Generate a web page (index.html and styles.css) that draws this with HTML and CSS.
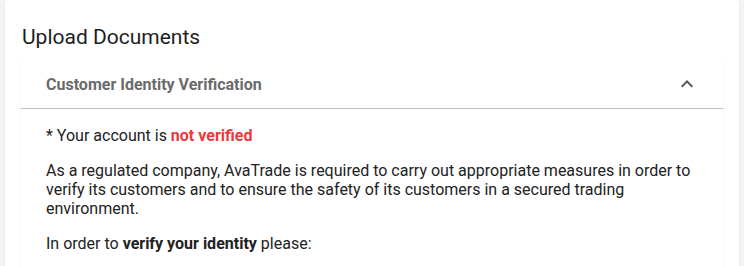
FILE: index.html
```html
<!DOCTYPE html>
<html lang="en">
<head>
    <meta charset="UTF-8">
    <meta name="viewport" content="width=device-width, initial-scale=1.0">
    <title>Upload Documents</title>
    <link rel="stylesheet" href="styles.css">
</head>
<body>

    <div class="card">
        <h1>Upload Documents</h1>

        <div class="panel">
            <div class="panel-header">
                <span class="panel-title">Customer Identity Verification</span>
                <svg class="chevron" width="24" height="24" viewBox="0 0 24 24">
                    <path d="M12 8l-6 6 1.41 1.41L12 10.83l4.59 4.58L18 14z"/>
                </svg>
            </div>

            <div class="panel-body">
                <p>* Your account is <span class="not-verified">not verified</span></p>
                <p>As a regulated company, AvaTrade is required to carry out appropriate measures in order to verify its customers and to ensure the safety of its customers in a secured trading environment.</p>
                <p>In order to <strong>verify your identity</strong> please:</p>
            </div>
        </div>
    </div>

</body>
</html>
```

FILE: styles.css
```css
body {
    font-family: Roboto, 'Liberation Sans', Arial, sans-serif;
    color: #222;
    margin: 0;
    background-color: #f3f3f3;
}
.card {
    background-color: #fff;
    margin: 0 5px;
    padding: 25px 16px 0 16px;
    height: 266px;
    overflow: hidden;
    box-sizing: border-box;
    border-radius: 4px 4px 0 0;
    box-shadow: 0 1px 3px rgba(0,0,0,0.06);
}
h1 {
    font-size: 21px;
    font-weight: normal;
    line-height: 24px;
    margin: 0 0 11px 1px;
    color: #1e1e1e;
}
.panel {
    background-color: #fff;
    box-shadow: 0 1px 3px rgba(0,0,0,0.08);
    border-radius: 2px;
}
.panel-header {
    display: flex;
    justify-content: space-between;
    align-items: center;
    height: 48px;
    padding: 0 24px 0 25px;
    border-bottom: 1px solid #bdbdbd;
}
.panel-title {
    font-size: 16px;
    font-weight: bold;
    color: #6b6b6b;
}
.chevron {
    fill: #555;
}
.panel-body {
    padding: 17px 25px 24px 25px;
    font-size: 16px;
    line-height: 19px;
}
.panel-body p {
    margin: 0 0 16px 0;
}
.not-verified {
    color: #f0383a;
    font-weight: bold;
}
```
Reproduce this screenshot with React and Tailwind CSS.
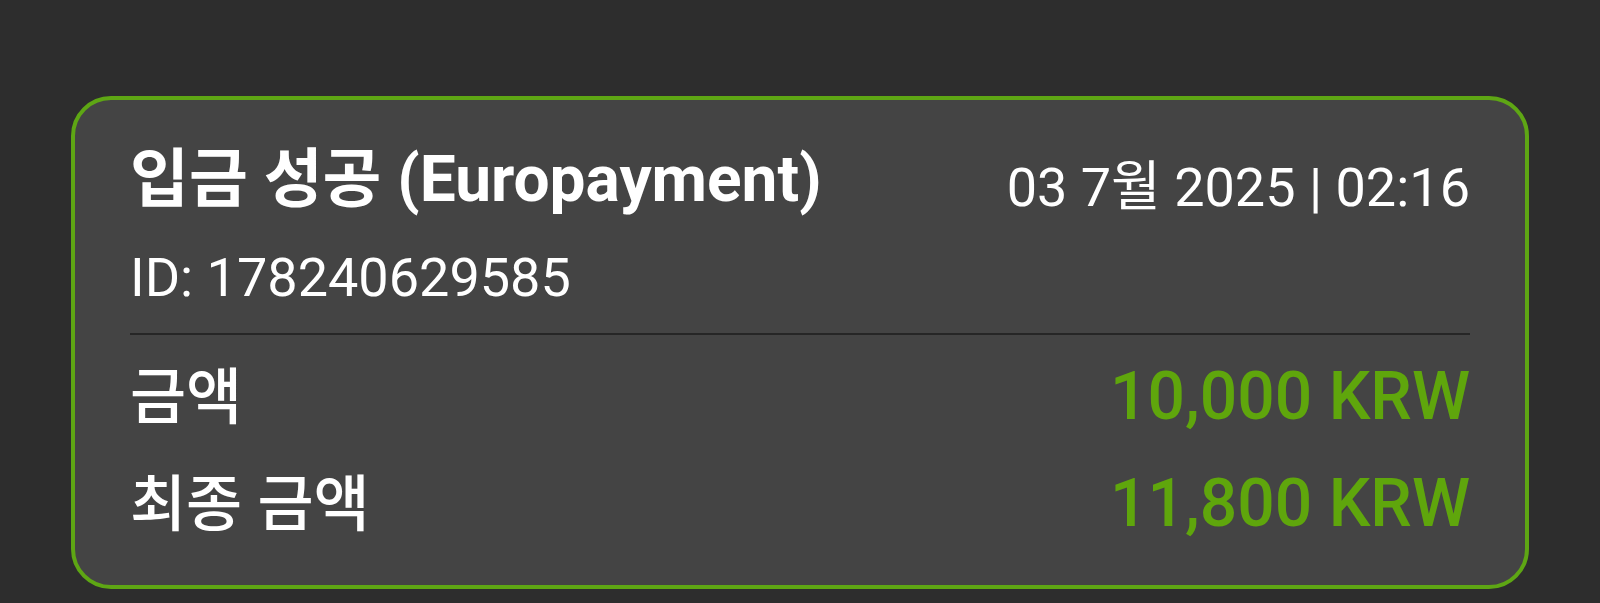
import React from "react";

const rows = [
  { label: "금액", value: "10,000 KRW" },
  { label: "최종 금액", value: "11,800 KRW" },
];

const TransactionCard = () => {
  return (
    <div className="rounded-[40px] border-[4px] border-[#5ea614] bg-[#444444] px-[55px] pt-[42px] pb-[40px]">
      {/* Header */}
      <div className="flex items-start justify-between">
        <h2 className="text-[64px] leading-[76px] font-bold text-white">
          입금 성공 (Europayment)
        </h2>
        <span className="mt-[14px] text-[54px] leading-[64px] text-white">
          03 7월 2025 | 02:16
        </span>
      </div>
      <p className="mt-[26px] text-[54px] leading-[64px] text-white">ID: 178240629585</p>

      <div className="mt-[23px] h-[2px] bg-[#262626]"></div>

      {/* Amounts */}
      <div className="mt-[22px] flex flex-col gap-[26px]">
        {rows.map((row) => (
          <div key={row.label} className="flex items-baseline justify-between leading-[80px]">
            <span className="-mt-[4px] text-[61px] font-medium text-white">{row.label}</span>
            <span className="text-[66px] font-medium text-[#5fa60c]">{row.value}</span>
          </div>
        ))}
      </div>
    </div>
  );
};

export default function App() {
  return (
    <div
      className="min-h-[603px] bg-[#2d2d2d] px-[71px] pt-[96px]"
      style={{ fontFamily: "Roboto, 'Noto Sans CJK KR', sans-serif" }}
    >
      <TransactionCard />
    </div>
  );
}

# Exercise prompt
Leave out the pictures and give the rest of the records again exactly.

# Task result
Generate a web page (index.html and styles.css) that draws this with HTML and CSS.
FILE: index.html
```html
<!DOCTYPE html>
<html lang="en">
<head>
    <meta charset="UTF-8">
    <meta name="viewport" content="width=device-width, initial-scale=1.0">
    <title>Upload Documents</title>
    <link rel="stylesheet" href="styles.css">
</head>
<body>

    <div class="card">
        <h1>Upload Documents</h1>

        <div class="panel">
            <div class="panel-header">
                <span class="panel-title">Customer Identity Verification</span>
                <svg class="chevron" width="24" height="24" viewBox="0 0 24 24">
                    <path d="M12 8l-6 6 1.41 1.41L12 10.83l4.59 4.58L18 14z"/>
                </svg>
            </div>

            <div class="panel-body">
                <p>* Your account is <span class="not-verified">not verified</span></p>
                <p>As a regulated company, AvaTrade is required to carry out appropriate measures in order to verify its customers and to ensure the safety of its customers in a secured trading environment.</p>
                <p>In order to <strong>verify your identity</strong> please:</p>
            </div>
        </div>
    </div>

</body>
</html>
```

FILE: styles.css
```css
body {
    font-family: Roboto, 'Liberation Sans', Arial, sans-serif;
    color: #222;
    margin: 0;
    background-color: #f3f3f3;
}
.card {
    background-color: #fff;
    margin: 0 5px;
    padding: 25px 16px 0 16px;
    height: 266px;
    overflow: hidden;
    box-sizing: border-box;
    border-radius: 4px 4px 0 0;
    box-shadow: 0 1px 3px rgba(0,0,0,0.06);
}
h1 {
    font-size: 21px;
    font-weight: normal;
    line-height: 24px;
    margin: 0 0 11px 1px;
    color: #1e1e1e;
}
.panel {
    background-color: #fff;
    box-shadow: 0 1px 3px rgba(0,0,0,0.08);
    border-radius: 2px;
}
.panel-header {
    display: flex;
    justify-content: space-between;
    align-items: center;
    height: 48px;
    padding: 0 24px 0 25px;
    border-bottom: 1px solid #bdbdbd;
}
.panel-title {
    font-size: 16px;
    font-weight: bold;
    color: #6b6b6b;
}
.chevron {
    fill: #555;
}
.panel-body {
    padding: 17px 25px 24px 25px;
    font-size: 16px;
    line-height: 19px;
}
.panel-body p {
    margin: 0 0 16px 0;
}
.not-verified {
    color: #f0383a;
    font-weight: bold;
}
```
Reproduce this screenshot with React and Tailwind CSS.
import React from "react";

const rows = [
  { label: "금액", value: "10,000 KRW" },
  { label: "최종 금액", value: "11,800 KRW" },
];

const TransactionCard = () => {
  return (
    <div className="rounded-[40px] border-[4px] border-[#5ea614] bg-[#444444] px-[55px] pt-[42px] pb-[40px]">
      {/* Header */}
      <div className="flex items-start justify-between">
        <h2 className="text-[64px] leading-[76px] font-bold text-white">
          입금 성공 (Europayment)
        </h2>
        <span className="mt-[14px] text-[54px] leading-[64px] text-white">
          03 7월 2025 | 02:16
        </span>
      </div>
      <p className="mt-[26px] text-[54px] leading-[64px] text-white">ID: 178240629585</p>

      <div className="mt-[23px] h-[2px] bg-[#262626]"></div>

      {/* Amounts */}
      <div className="mt-[22px] flex flex-col gap-[26px]">
        {rows.map((row) => (
          <div key={row.label} className="flex items-baseline justify-between leading-[80px]">
            <span className="-mt-[4px] text-[61px] font-medium text-white">{row.label}</span>
            <span className="text-[66px] font-medium text-[#5fa60c]">{row.value}</span>
          </div>
        ))}
      </div>
    </div>
  );
};

export default function App() {
  return (
    <div
      className="min-h-[603px] bg-[#2d2d2d] px-[71px] pt-[96px]"
      style={{ fontFamily: "Roboto, 'Noto Sans CJK KR', sans-serif" }}
    >
      <TransactionCard />
    </div>
  );
}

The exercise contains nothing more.